Princeton summer housing ends this week, so I'll be subletting a house next week until my flight on the 18th. We had a goodbye lunch today, and a few of our friends are getting together for a goodbye party later, since most people are leaving this weekend. Campus will be pretty empty next week.
Had a smooth move into the new house for the week, it's filled with many awesome musical instruments so I feel right at home. It even has air conditioning and a refrigerator! Small things I never would have expected to appreciate. Anyways, I've been out working/practicing music from 9 am until 9 pm every day, so its not like I'm in the house often regardless.
This week I finished my last few contributions to the project, which included setting up OSC proxys that allow us to run multiple instruments at the same time. This makes comparing instruments more effective and allows users to create composite instruments, an instrument which is made up of smaller "instruments" in the system.
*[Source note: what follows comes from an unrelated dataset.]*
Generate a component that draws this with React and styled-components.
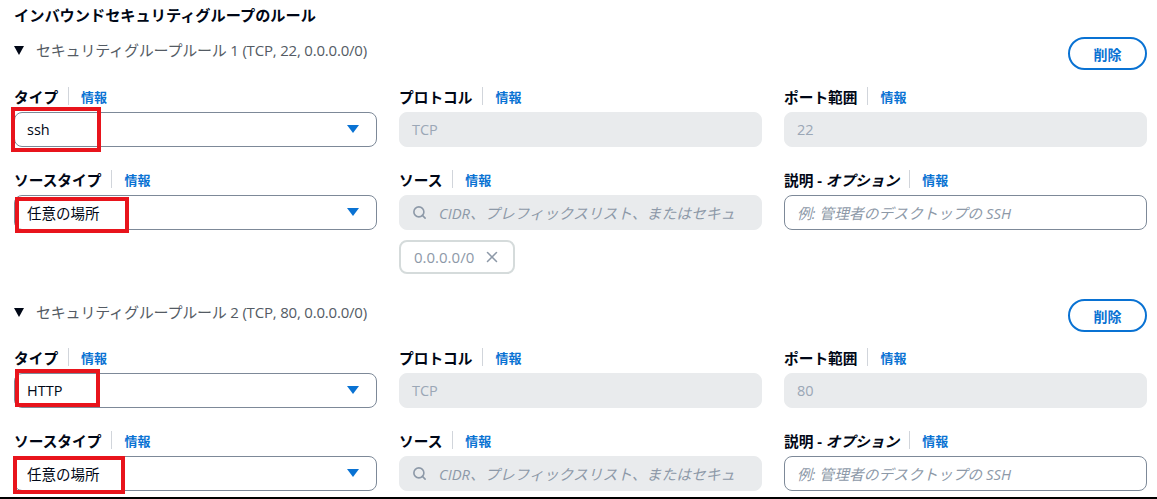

I also set up recording/training through the Record Tunnel page, it used to only be available in the Generate Instrument screen. After that, I cleaned up the code and commented files that needed more comments, as well as made documentation as thorough as I could, including making a organized list of bugs/issues with the code.
Now it's time to wrap things up. Looking back, this summer has been a huge learning experience for me. Living on my own on the east coast, meeting new friends, investigating a new research problem, and user interface design (paper mockups) are all new and exciting experiences that I can say I'm glad I had. I also got much better at music and wrote 15-ish new songs, most of which could not be possible without the experiences I had this summer. Sunday I'll be heading to Chicago to see my brother and a week later I'll be back at home in Orange. Thanks to the DREU people for making this summer possible for me!